● Instructions for the task
Extract each line holding the word "page" from the entries.

──────────

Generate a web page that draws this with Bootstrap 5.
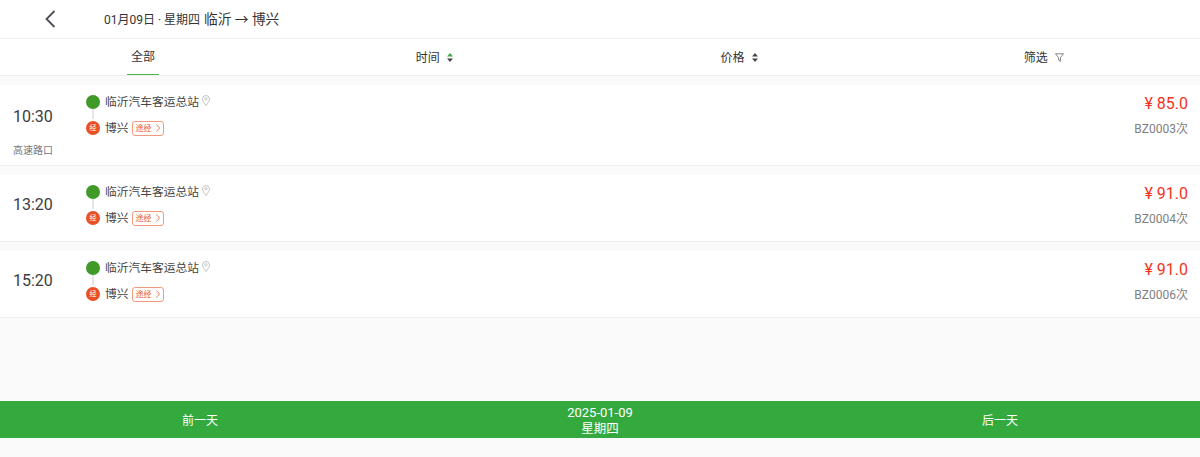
<!DOCTYPE html>
<html lang="zh-CN">
<head>
  <meta charset="UTF-8" />
  <meta name="viewport" content="width=device-width, initial-scale=1.0"/>
  <title>临沂 → 博兴</title>
  <link href="https://cdn.jsdelivr.net/npm/bootstrap@5.3.3/dist/css/bootstrap.min.css" rel="stylesheet"/>
  <style>
    html, body { height: 457px; overflow: hidden; }
    body {
      background: #fafafa;
      font-family: Roboto, "Noto Sans CJK SC", sans-serif;
      color: #333;
      font-size: 12px;
    }
    .top-bar { height: 39px; background: #fff; border-bottom: 1px solid #eee; }
    .back-btn { width: 104px; padding-left: 45px; }
    .top-date { font-size: 12px; padding-top: 1px; }
    .top-route { font-size: 13.7px; margin-left: 4px; padding-top: 1px; }
    .tab-bar { height: 37px; background: #fff; border-bottom: 1px solid #eee; }
    .tab-first { width: 286px; }
    .tab-item { flex: 1; padding-right: 8px; padding-top: 1px; gap: 7px; }
    .tab-active { height: 36px; width: 32px; padding-top: 1px; border-bottom: 1px solid #48b84c; }
    .bus-list { padding-top: 9px; }
    .bus-row { background: #fff; border-bottom: 1px solid #eee; margin-bottom: 9px; padding: 8px 12px 0 13px; }
    .row-tall { height: 81px; }
    .row-low { height: 67px; }
    .time-col { width: 73px; flex-shrink: 0; }
    .time-val { font-size: 16px; line-height: 22px; color: #3d3d3d; }
    .row-tall .time-val { margin-top: 13px; }
    .row-low .time-val { margin-top: 11px; }
    .time-note { font-size: 10px; color: #777; line-height: 14px; margin-top: 16px; }
    .stops { position: relative; margin-top: -4px; }
    .stop-line { position: absolute; left: 6px; top: 16px; width: 2px; height: 14px; background: #e6e6e6; }
    .stop-row { height: 26px; }
    .stop-row span { line-height: 18px; }
    .dot-start { width: 14px; height: 14px; border-radius: 50%; background: #3f9a28; margin-right: 5px; position: relative; }
    .dot-via { width: 14px; height: 14px; border-radius: 50%; background: #ea4f25; color: #fff; font-size: 7px; margin-right: 5px; position: relative; line-height: 14px; text-align: center; }
    .stop-name { font-size: 11.75px; color: #444; }
    .pin-icon { margin: 6px 0 0 3px; }
    .via-tag { margin-left: 3px; height: 15px; width: 32px; border: 1px solid #f29a80; border-radius: 3px; color: #ea5a30; font-size: 8px; padding-left: 3px; }
    .via-tag span { line-height: 13px; }
    .price { color: #f5331c; font-size: 16px; line-height: 22px; }
    .bus-no { color: #808080; font-size: 12px; line-height: 18px; margin-top: 5px; }
    .day-bar { height: 37px; background: #34aa3e; color: #fff; margin-bottom: 19px; padding-top: 2px; }
    .day-side { flex: 1; font-size: 12px; }
    .day-mid { width: 400px; line-height: 16px; font-size: 13px; }
    .day-week { font-size: 12.5px; }
  </style>
</head>
<body class="d-flex flex-column">

<!-- Header -->
<div class="top-bar d-flex align-items-center">
  <div class="back-btn">
    <svg class="d-block" width="11" height="18" viewBox="0 0 11 18"><path d="M9.500 1 1.500 9l8 8" fill="none" stroke="#4a4f57" stroke-width="1.800"/></svg>
  </div>
  <span class="top-date">01月09日 · 星期四</span>
  <span class="top-route">临沂 → 博兴</span>
</div>

<!-- Tabs -->
<div class="tab-bar d-flex align-items-center">
  <div class="tab-first d-flex justify-content-center">
    <div class="tab-active d-flex align-items-center justify-content-center">全部</div>
  </div>
  <div class="tab-item d-flex align-items-center justify-content-center">
    时间
    <svg width="6" height="9" viewBox="0 0 6 9"><path d="M3 0 6 3.500H0z" fill="#3aaa3e"/><path d="M3 9 0 5.500h6z" fill="#444"/></svg>
  </div>
  <div class="tab-item d-flex align-items-center justify-content-center">
    价格
    <svg width="6" height="9" viewBox="0 0 6 9"><path d="M3 0 6 3.500H0zM3 9 0 5.500h6z" fill="#444"/></svg>
  </div>
  <div class="tab-item d-flex align-items-center justify-content-center">
    筛选
    <svg width="9" height="9" viewBox="0 0 9 9"><path d="M.5.800h8L5.400 4.600v3.800L3.600 7V4.600z" fill="none" stroke="#666" stroke-width=".8"/></svg>
  </div>
</div>

<!-- Bus list -->
<div class="bus-list flex-grow-1" id="busList"></div>

<!-- Day switch -->
<div class="day-bar d-flex align-items-center text-center">
  <div class="day-side">前一天</div>
  <div class="day-mid">2025-01-09<div class="day-week">星期四</div></div>
  <div class="day-side">后一天</div>
</div>

<script>
const buses = [
  { time: '10:30', price: '85.0', no: 'BZ0003次', note: '高速路口' },
  { time: '13:20', price: '91.0', no: 'BZ0004次' },
  { time: '15:20', price: '91.0', no: 'BZ0006次' }
];
const list = document.getElementById('busList');
buses.forEach(b => {
  const row = document.createElement('div');
  row.className = 'bus-row d-flex ' + (b.note ? 'row-tall' : 'row-low');
  row.innerHTML = `
    <div class="time-col">
      <div class="time-val">${b.time}</div>
      ${b.note ? `<div class="time-note">${b.note}</div>` : ''}
    </div>
    <div class="stops flex-grow-1">
      <div class="stop-line"></div>
      <div class="stop-row d-flex align-items-center">
        <div class="dot-start"></div>
        <span class="stop-name">临沂汽车客运总站</span>
        <svg class="pin-icon align-self-start" width="8" height="11" viewBox="0 0 8 11"><path d="M4 10.500C2 7.500.5 6 .5 4a3.500 3.500 0 0 1 7 0C7.500 6 6 7.500 4 10.500z" fill="none" stroke="#aaa" stroke-width=".7"/><circle cx="4" cy="3.800" r="1.200" fill="none" stroke="#aaa" stroke-width=".6"/></svg>
      </div>
      <div class="stop-row d-flex align-items-center">
        <div class="dot-via">经</div>
        <span class="stop-name">博兴</span>
        <div class="via-tag d-flex align-items-center gap-1">
          <span>途经</span>
          <svg width="4" height="8" viewBox="0 0 4 8"><path d="m.5.500 3 3.500-3 3.500" fill="none" stroke="#ea5a30" stroke-width=".8"/></svg>
        </div>
      </div>
    </div>
    <div class="text-end">
      <div class="price">¥ ${b.price}</div>
      <div class="bus-no">${b.no}</div>
    </div>`;
  list.appendChild(row);
});
</script>

<script src="https://cdn.jsdelivr.net/npm/bootstrap@5.3.3/dist/js/bootstrap.bundle.min.js"></script>
</body>
</html>
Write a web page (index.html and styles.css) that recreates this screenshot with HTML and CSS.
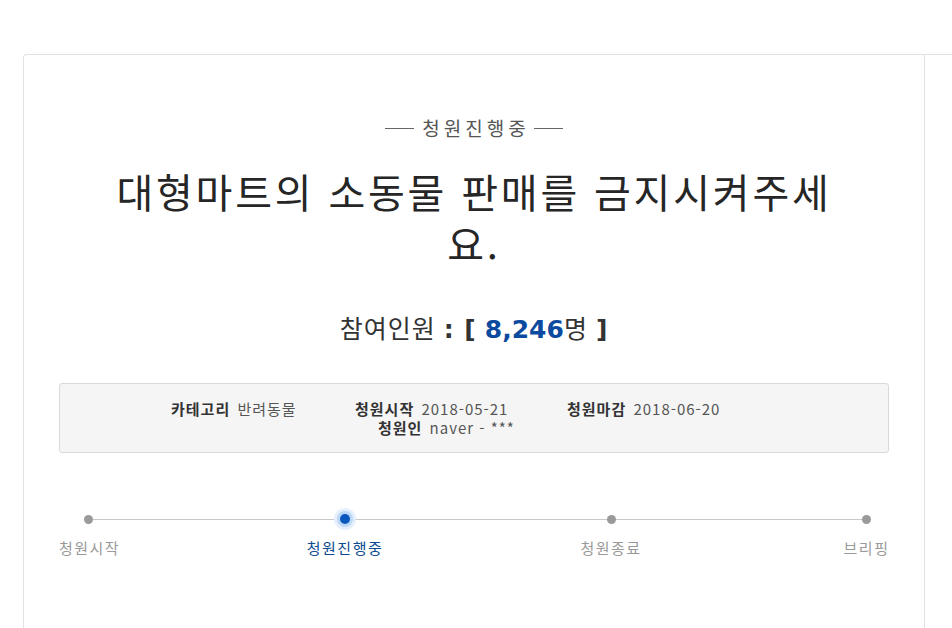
FILE: index.html
```html
<!DOCTYPE html>
<html lang="ko">
<head>
<meta charset="utf-8">
<title>청원진행중</title>
<link rel="stylesheet" href="styles.css">
</head>
<body>
<div class="page">
  <div class="card">
    <div class="main">
      <div class="status"><span class="dash"></span><span class="status-text">청원진행중</span><span class="dash"></span></div>
      <h1 class="title">대형마트의 소동물 판매를 금지시켜주세요.</h1>
      <div class="count">참여인원 <b>: [</b> <b class="num">8,246</b>명 <b>]</b></div>
      <ul class="info">
        <li class="item i1"><b>카테고리</b> 반려동물</li>
        <li class="item i2"><b>청원시작</b> 2018-05-21</li>
        <li class="item i3"><b>청원마감</b> 2018-06-20</li>
        <li class="item i4"><b>청원인</b> naver - ***</li>
      </ul>
      <div class="steps">
        <div class="step s1"><span class="dot"></span><span class="label">청원시작</span></div>
        <div class="step s2 active"><span class="dot"></span><span class="label">청원진행중</span></div>
        <div class="step s3"><span class="dot"></span><span class="label">청원종료</span></div>
        <div class="step s4"><span class="dot"></span><span class="label">브리핑</span></div>
      </div>
    </div>
  </div>
</div>
</body>
</html>
```
FILE: styles.css
```css
html, body {
  margin: 0;
  padding: 0;
  background: #fff;
  overflow: hidden;
}
body {
  font-family: "Noto Sans CJK KR", "Noto Sans", sans-serif;
  color: #333;
}
.page {
  padding: 54px 0 0 23px;
}
.card {
  border-top: 1px solid #e2e2e2;
  border-left: 1px solid #e2e2e2;
  border-top-left-radius: 4px;
  height: 600px;
  display: flex;
}
.main {
  width: 901px;
  box-sizing: border-box;
  border-right: 1px solid #e2e2e2;
  padding: 61px 35px 0 35px;
}
.status {
  display: flex;
  justify-content: center;
  align-items: center;
  gap: 8px;
  font-size: 19px;
  line-height: 24px;
  color: #555;
}
.status-text {
  letter-spacing: 4px;
  margin-right: -4px;
}
.dash {
  display: block;
  width: 29px;
  height: 1px;
  background: #666;
}
.title {
  margin: 25px auto 0;
  max-width: 740px;
  text-align: center;
  font-size: 40px;
  line-height: 52px;
  font-weight: 400;
  letter-spacing: 2.8px;
  color: #262626;
}
.count {
  margin-top: 41px;
  text-align: center;
  font-size: 25px;
  line-height: 34px;
  letter-spacing: 1px;
  color: #333;
}
.count b {
  font-family: "DejaVu Sans", "Noto Sans CJK KR", sans-serif;
  font-weight: 700;
}
.count .num {
  color: #0b4a9e;
  letter-spacing: 0;
}
.info {
  list-style: none;
  margin: 36px 0 0;
  padding: 15px 100px 15px;
  background: #f5f5f5;
  border: 1px solid #d9d9d9;
  border-radius: 3px;
  display: flex;
  flex-wrap: wrap;
  justify-content: center;
  font-size: 15px;
  line-height: 19px;
  letter-spacing: 1px;
  color: #555;
}
.info b {
  color: #333;
  font-weight: 700;
  margin-right: 2px;
}
.item { white-space: nowrap; }
.i1 { width: 184px; padding-left: 2px; }
.i2 { width: 212px; }
.i3 { width: 212px; }
.i4 { width: 192px; }
.steps {
  position: relative;
  margin-top: 56px;
  display: grid;
  grid-template-columns: 58px 190fr 76px 198fr 60px 203fr 45px;
}
.steps::before {
  content: "";
  position: absolute;
  left: 29px;
  right: 22px;
  top: 10px;
  height: 1px;
  background: #c8c8c8;
}
.step {
  position: relative;
  display: flex;
  flex-direction: column;
  align-items: center;
}
.s1 { grid-column: 1; }
.s2 { grid-column: 3; }
.s3 { grid-column: 5; }
.s4 { grid-column: 7; }
.dot {
  width: 9px;
  height: 9px;
  margin: 6px 0 5px;
  border-radius: 50%;
  background: #9a9a9a;
}
.active .dot {
  width: 10px;
  height: 10px;
  margin: 5px 0;
  background: #0a58bd;
  box-shadow: 0 0 0 3px #bcd7f8, 0 0 0 6px #e6f0fc;
}
.label {
  margin-top: 9px;
  font-size: 15px;
  line-height: 20px;
  letter-spacing: 1.5px;
  color: #999;
  white-space: nowrap;
}
.s1 .label { margin-left: 3px; }
.active .label {
  color: #0c4a92;
}
```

──────────

● Correct result
Generate a web page that draws this with Bootstrap 5.
Write a web page (index.html and styles.css) that recreates this screenshot with HTML and CSS.
<div class="page">
.page {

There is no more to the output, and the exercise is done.